A Campo San Polo scaricano fusti di birra da un "topo" da mercanzia, ma le rive son troppo alte, e per giunta coperte di limo. Alzare a braccia le botti è una fatica bestia, volano le bestemmie, i "va remengo", le maledizioni ai morti e al sindaco che non scava i canali. Entrare e uscire dalle barche più piccole richiede fenomenali equilibrismi. Funzionano bene solo le gondole-traghetto, con i loro pontili di legno a scalinata. Mezzo euro e sei oltre, ma poi ti accorgi che anche i pontili sono insicuri, hanno alcuni pali corrosi o ridotti a moncherini. Mandibole devastate dalla piorrea che filtrano il limo del fondale.

Nel rio de la Tana, a due passi dai gloriosi leoni marmorei dell'Arsenale, una delle ultime sacche della Venezia proletaria, solo la nebbia impedisce di vedere il riemergere di cessi, lavatrici, cestelli di plastica, ferraglia contorta. Dai boccaporti degli scoli sbucano rivoli color inchiostro, ricordano che Venezia, città inondata dai miliardi del turismo, è anche l'unica in Europa senza un sistema fognario. Con l'acqua bassa vien fuori tutto. La puzza, e meno male che non è estate. Le "pantegane", i ratti da fondamenta. Con l'alta marea, almeno, li trovi morti. Ma con quella bassa eccoli che trottano, vivissimi.
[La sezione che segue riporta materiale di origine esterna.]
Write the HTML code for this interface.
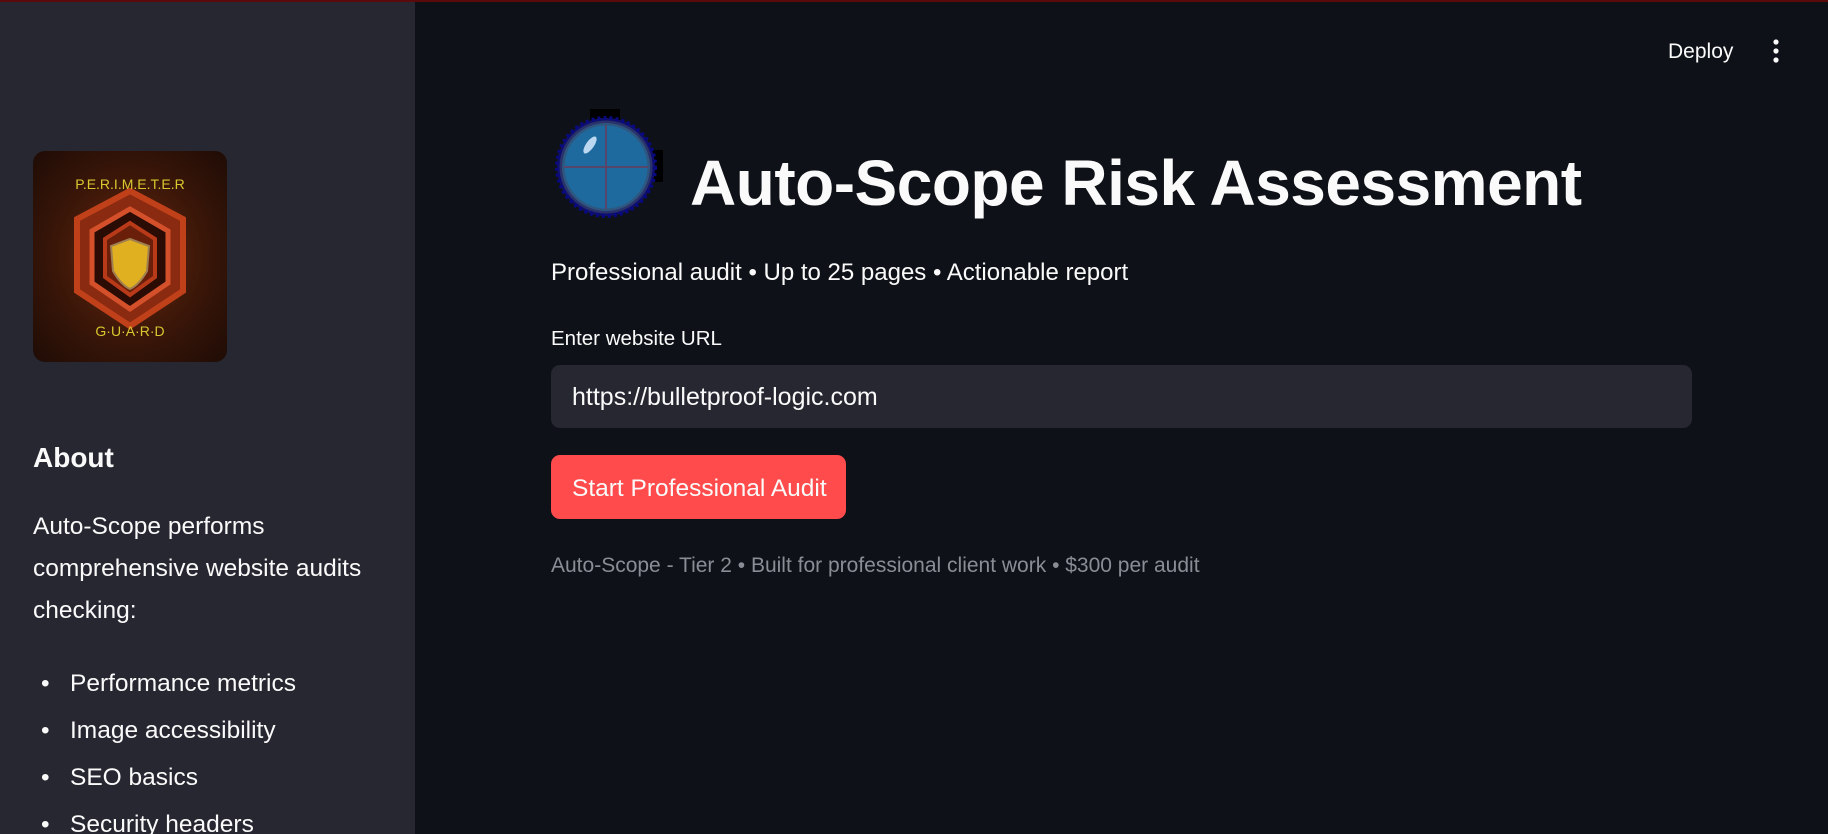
<!DOCTYPE html>
<html><head><meta charset="utf-8"><style>
*{margin:0;padding:0;box-sizing:border-box}
html,body{width:1828px;height:834px;overflow:hidden;background:#0e1117}
body{font-family:"Liberation Sans","DejaVu Sans",sans-serif;color:#fafafa;position:relative}
.topline{position:absolute;left:0;top:0;width:1828px;height:2px;background:#5a0a0a;z-index:2}
.side{position:absolute;left:0;top:0;width:415px;height:834px;background:#262730;overflow:hidden}
.abs{position:absolute;white-space:nowrap}
.logo{position:absolute;left:33px;top:151px;width:194px;height:211px;border-radius:12px;background:radial-gradient(ellipse at 50% 50%,#6b2a10 0%,#3a1608 55%,#1e0c06 100%);overflow:hidden}
</style></head><body>
<div class="topline"></div>
<div class="side">
<div class="logo">
<svg width="194" height="211" viewBox="0 0 194 211">
<polygon points="97,40 150,68 150,140 97,175 44,140 44,68" fill="#8a2a10" stroke="#c0401a" stroke-width="6"/>
<polygon points="97,58 135,80 135,132 97,158 59,132 59,80" fill="#2a0c04" stroke="#d4502a" stroke-width="5"/>
<polygon points="97,72 122,88 122,126 97,144 72,126 72,88" fill="#6a1f0a" stroke="#b83a18" stroke-width="4"/>
<path d="M97 88 L116 95 L114 120 Q106 134 97 138 Q88 134 80 120 L78 95 Z" fill="#e0b020" stroke="#a08050" stroke-width="2"/>
<text x="97" y="38" fill="#d8c830" font-size="14" text-anchor="middle" font-family="Liberation Sans">P.E.R.I.M.E.T.E.R</text>
<text x="97" y="185" fill="#d8c830" font-size="14" text-anchor="middle" font-family="Liberation Sans">G·U·A·R·D</text>
</svg>
</div>
<div class="abs" style="left:33px;top:442px;font-size:28px;font-weight:bold">About</div>
<div class="abs" style="left:33px;top:506px;font-size:24.5px;line-height:42px;white-space:normal;width:370px">Auto-Scope performs comprehensive website audits checking:</div>
<div class="abs" style="left:41px;top:660px;font-size:24.5px;line-height:47px">
<div>•&nbsp;&nbsp;&nbsp;Performance metrics</div>
<div>•&nbsp;&nbsp;&nbsp;Image accessibility</div>
<div>•&nbsp;&nbsp;&nbsp;SEO basics</div>
<div>•&nbsp;&nbsp;&nbsp;Security headers</div>
</div>
</div>
<div class="abs" style="left:1668px;top:40px;font-size:21px">Deploy</div>
<svg class="abs" style="left:1770px;top:38px" width="12" height="26"><circle cx="6" cy="4" r="2.6" fill="#fafafa"/><circle cx="6" cy="13" r="2.6" fill="#fafafa"/><circle cx="6" cy="22" r="2.6" fill="#fafafa"/></svg>
<svg class="abs" style="left:550px;top:105px" width="120" height="120" viewBox="0 0 120 120">
<rect x="40" y="4" width="30" height="16" fill="#000"/>
<rect x="95" y="45" width="18" height="32" fill="#000"/>
<circle cx="56" cy="62" r="49" fill="#10106a" stroke="#0a0a80" stroke-width="4" stroke-dasharray="3 3"/>
<circle cx="56" cy="62" r="44" fill="#1e6a9e"/>
<circle cx="56" cy="62" r="44" fill="none" stroke="#3a4a6a" stroke-width="5" opacity=".6"/>
<line x1="14" y1="62" x2="98" y2="62" stroke="#6a3a5a" stroke-width="1.5"/>
<line x1="56" y1="20" x2="56" y2="104" stroke="#6a3a5a" stroke-width="1.5"/>
<ellipse cx="40" cy="40" rx="4" ry="10" transform="rotate(35 40 40)" fill="#bcd8f0"/>
</svg>
<div class="abs" style="left:690px;top:143px;font-size:64px;font-weight:bold;line-height:80px;letter-spacing:-0.5px">Auto-Scope Risk Assessment</div>
<div class="abs" style="left:551px;top:259px;font-size:24px">Professional audit • Up to 25 pages • Actionable report</div>
<div class="abs" style="left:551px;top:327px;font-size:20.5px">Enter website URL</div>
<div class="abs" style="left:551px;top:365px;width:1141px;height:63px;background:#262730;border-radius:9px"></div>
<div class="abs" style="left:572px;top:383px;font-size:25px">https://bulletproof-logic.com</div>
<div class="abs" style="left:551px;top:455px;width:295px;height:64px;background:#ff4b4b;border-radius:9px"></div>
<div class="abs" style="left:572px;top:475px;font-size:24.5px">Start Professional Audit</div>
<div class="abs" style="left:551px;top:554px;font-size:21px;color:#8a8d96">Auto-Scope - Tier 2 • Built for professional client work • $300 per audit</div>
</body></html>
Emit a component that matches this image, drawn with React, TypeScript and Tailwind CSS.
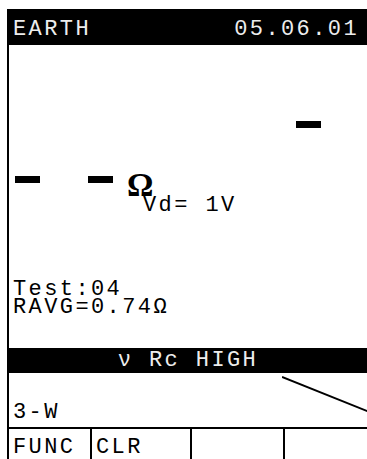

Molti pendolari protestano per la "vergogna" della paralisi del traffico. Ma molti indigeni sembrano godersi l'emergenza come una benedizione, una tregua prima della "catastrofe" del carnevale. I bambini invadono Campo San Giacomo dell'Orio per giocare a pallone sotto i lampioni. "Ocio, piera bianca culo nero!", grida uno di loro, per avvertirti che con l'umidità il lastricato in pietra d'Istria diventa scivoloso.

Anche l'acqua rivela le sue dinamiche arcane. "Basta guardare la direzione della corrente e trovi i punti cardinali", spiega Cristina Giussani, velista e titolare di una libreria di cose di mare. E' facile, con la marea che sale l'acqua va a Nord, con la marea che scende il flusso si inverte e va a Sud. Lo vedi dai "bòvoli", i piccoli vortici sotto i punti, attorno ai pali o dove i canali cambiano direzione.

Che silenzio. "Varda che bea Venezia" gode Alberto Fiorin, indigeno purosangue, e in mezzo ai colonnati deserti del mercato di Rialto, racconta delle voci dei venditori e del colpo secco con cui i pescivendoli decapitavano le anguille già alle cinque del mattino. "Lotrega, meciato, verzelata", una lapide parla di pesci dai nomi quasi estinti, definendone la lunghezza minima per lo smercio. Palizzate corrose, fondamenta fradicie, fogne a cielo aperto, tutto dimenticato.

Oltre il Canal Grande e le luminarie di Strada Nova col popolo che va e viene dalla stazione, il buio ci inghiotte di nuovo nei sotoporteghi del ghetto nuovo. La secca è al massimo, il deflusso in rio Cannaregio, deserto di vaporetti, è velocissimo come quello di un fiume. Venezia ce l'ha fatta ancora una volta.